[Entries with page source code]
───
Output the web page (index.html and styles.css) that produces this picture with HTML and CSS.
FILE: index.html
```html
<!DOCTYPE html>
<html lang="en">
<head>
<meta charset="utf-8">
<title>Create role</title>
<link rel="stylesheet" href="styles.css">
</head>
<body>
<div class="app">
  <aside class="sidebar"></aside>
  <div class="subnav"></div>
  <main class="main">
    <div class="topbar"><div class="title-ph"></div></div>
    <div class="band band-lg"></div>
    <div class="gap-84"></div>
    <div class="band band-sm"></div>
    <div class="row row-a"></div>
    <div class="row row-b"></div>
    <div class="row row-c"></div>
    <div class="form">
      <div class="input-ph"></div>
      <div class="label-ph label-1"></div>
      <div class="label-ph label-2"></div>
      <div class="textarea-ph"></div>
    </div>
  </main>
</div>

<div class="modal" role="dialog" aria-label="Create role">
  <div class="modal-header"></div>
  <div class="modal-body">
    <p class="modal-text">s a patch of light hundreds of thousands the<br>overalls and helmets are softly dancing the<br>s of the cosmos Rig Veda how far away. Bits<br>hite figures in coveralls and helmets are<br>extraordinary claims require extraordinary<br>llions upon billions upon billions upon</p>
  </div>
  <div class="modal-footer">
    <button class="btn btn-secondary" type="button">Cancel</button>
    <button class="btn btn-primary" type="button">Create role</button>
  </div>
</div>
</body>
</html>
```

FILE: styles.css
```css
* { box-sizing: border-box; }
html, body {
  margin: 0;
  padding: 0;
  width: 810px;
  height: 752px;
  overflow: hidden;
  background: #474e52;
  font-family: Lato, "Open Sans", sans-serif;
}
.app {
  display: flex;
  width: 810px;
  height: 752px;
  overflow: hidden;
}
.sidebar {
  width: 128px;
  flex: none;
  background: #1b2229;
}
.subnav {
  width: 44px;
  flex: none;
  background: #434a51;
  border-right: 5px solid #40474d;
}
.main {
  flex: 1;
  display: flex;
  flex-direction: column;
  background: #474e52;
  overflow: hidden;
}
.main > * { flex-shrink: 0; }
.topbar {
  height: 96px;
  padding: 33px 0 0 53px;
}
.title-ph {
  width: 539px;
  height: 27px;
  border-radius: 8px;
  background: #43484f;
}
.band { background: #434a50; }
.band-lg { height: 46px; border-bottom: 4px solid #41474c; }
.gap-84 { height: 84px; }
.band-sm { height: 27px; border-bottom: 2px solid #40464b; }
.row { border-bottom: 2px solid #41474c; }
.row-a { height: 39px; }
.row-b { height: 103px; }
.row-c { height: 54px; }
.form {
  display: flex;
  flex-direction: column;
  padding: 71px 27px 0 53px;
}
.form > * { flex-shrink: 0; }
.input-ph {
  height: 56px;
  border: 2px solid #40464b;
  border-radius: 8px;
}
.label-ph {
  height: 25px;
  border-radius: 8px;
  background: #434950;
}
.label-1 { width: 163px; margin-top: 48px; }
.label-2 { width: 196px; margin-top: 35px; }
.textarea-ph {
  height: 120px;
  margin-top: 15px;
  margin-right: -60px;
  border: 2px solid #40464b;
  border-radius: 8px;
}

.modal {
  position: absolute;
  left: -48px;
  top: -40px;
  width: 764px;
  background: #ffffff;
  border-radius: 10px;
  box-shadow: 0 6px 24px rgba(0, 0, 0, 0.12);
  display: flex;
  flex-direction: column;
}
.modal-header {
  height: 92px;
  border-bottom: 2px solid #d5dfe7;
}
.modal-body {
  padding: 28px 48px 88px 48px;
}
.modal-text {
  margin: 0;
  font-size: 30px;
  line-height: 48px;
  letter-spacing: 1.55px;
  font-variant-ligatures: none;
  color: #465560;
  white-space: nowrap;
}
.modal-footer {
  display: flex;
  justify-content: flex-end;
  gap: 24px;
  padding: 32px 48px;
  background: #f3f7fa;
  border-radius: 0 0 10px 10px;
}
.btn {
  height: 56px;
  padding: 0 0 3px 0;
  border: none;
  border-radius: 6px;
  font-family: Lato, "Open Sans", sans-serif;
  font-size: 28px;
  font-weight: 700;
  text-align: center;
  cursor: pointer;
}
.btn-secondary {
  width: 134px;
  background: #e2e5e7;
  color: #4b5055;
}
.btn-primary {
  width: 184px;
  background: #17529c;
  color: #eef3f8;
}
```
───
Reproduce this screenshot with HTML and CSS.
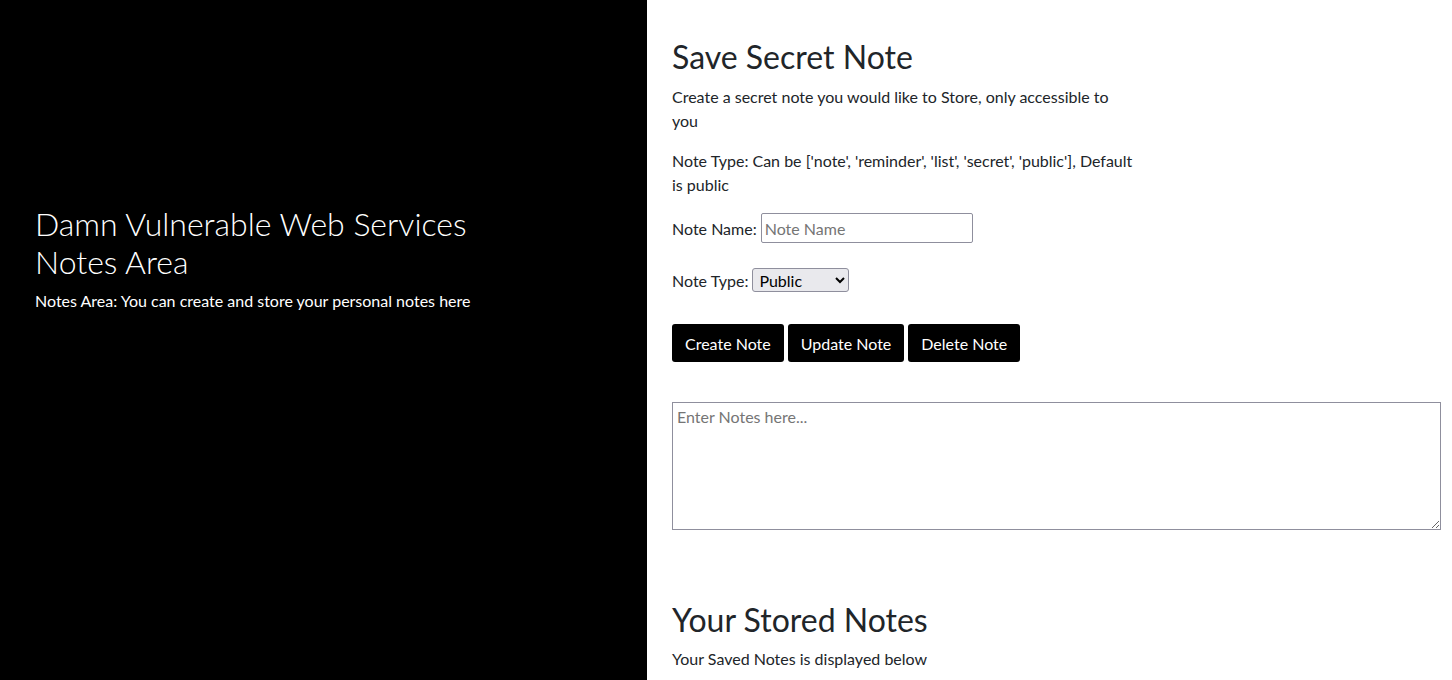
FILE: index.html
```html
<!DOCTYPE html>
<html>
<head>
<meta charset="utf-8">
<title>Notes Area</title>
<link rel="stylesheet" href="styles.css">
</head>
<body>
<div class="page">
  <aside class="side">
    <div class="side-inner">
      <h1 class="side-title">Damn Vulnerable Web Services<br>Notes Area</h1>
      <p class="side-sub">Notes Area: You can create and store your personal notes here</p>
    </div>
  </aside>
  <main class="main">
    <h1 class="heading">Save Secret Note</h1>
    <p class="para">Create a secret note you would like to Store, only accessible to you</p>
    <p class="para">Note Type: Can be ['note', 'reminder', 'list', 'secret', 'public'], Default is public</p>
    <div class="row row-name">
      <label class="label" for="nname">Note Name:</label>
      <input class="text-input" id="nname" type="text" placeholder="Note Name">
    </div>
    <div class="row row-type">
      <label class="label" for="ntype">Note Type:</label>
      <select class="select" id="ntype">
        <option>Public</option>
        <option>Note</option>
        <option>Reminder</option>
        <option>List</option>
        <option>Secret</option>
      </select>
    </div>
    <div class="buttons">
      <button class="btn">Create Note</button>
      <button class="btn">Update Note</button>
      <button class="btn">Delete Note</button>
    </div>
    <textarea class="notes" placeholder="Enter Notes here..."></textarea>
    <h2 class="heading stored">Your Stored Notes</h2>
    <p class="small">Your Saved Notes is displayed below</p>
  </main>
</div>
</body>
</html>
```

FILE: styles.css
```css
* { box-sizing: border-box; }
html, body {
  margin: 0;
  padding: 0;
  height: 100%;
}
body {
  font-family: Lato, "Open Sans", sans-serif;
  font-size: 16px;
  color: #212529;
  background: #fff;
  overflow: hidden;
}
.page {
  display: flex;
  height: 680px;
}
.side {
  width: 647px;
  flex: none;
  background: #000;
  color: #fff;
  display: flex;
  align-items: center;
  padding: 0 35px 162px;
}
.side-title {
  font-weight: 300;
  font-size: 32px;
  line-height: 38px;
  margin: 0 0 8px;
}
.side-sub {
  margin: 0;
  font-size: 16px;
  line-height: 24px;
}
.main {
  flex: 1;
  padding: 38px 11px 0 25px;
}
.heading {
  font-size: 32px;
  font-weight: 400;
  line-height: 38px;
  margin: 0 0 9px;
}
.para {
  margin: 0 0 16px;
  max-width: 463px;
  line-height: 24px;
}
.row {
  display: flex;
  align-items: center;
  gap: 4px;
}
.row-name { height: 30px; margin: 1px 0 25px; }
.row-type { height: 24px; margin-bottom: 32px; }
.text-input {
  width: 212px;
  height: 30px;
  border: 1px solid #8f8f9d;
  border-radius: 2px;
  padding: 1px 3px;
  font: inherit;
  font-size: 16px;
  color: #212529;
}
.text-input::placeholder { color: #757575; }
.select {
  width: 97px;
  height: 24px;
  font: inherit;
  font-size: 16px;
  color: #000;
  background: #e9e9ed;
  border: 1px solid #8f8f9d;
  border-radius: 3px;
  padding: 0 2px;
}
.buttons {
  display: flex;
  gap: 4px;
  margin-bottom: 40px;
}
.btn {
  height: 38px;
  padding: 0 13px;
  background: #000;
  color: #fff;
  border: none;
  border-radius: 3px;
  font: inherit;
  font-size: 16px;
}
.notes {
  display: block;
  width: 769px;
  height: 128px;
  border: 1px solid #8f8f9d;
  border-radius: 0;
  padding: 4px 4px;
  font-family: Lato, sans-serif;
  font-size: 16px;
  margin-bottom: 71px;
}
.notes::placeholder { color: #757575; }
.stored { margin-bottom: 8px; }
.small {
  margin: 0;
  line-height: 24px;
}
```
───
**Description of the task**
What is the number of lines in the listing that include the word "this"? Give that number and nothing else.

**Worked solution**
2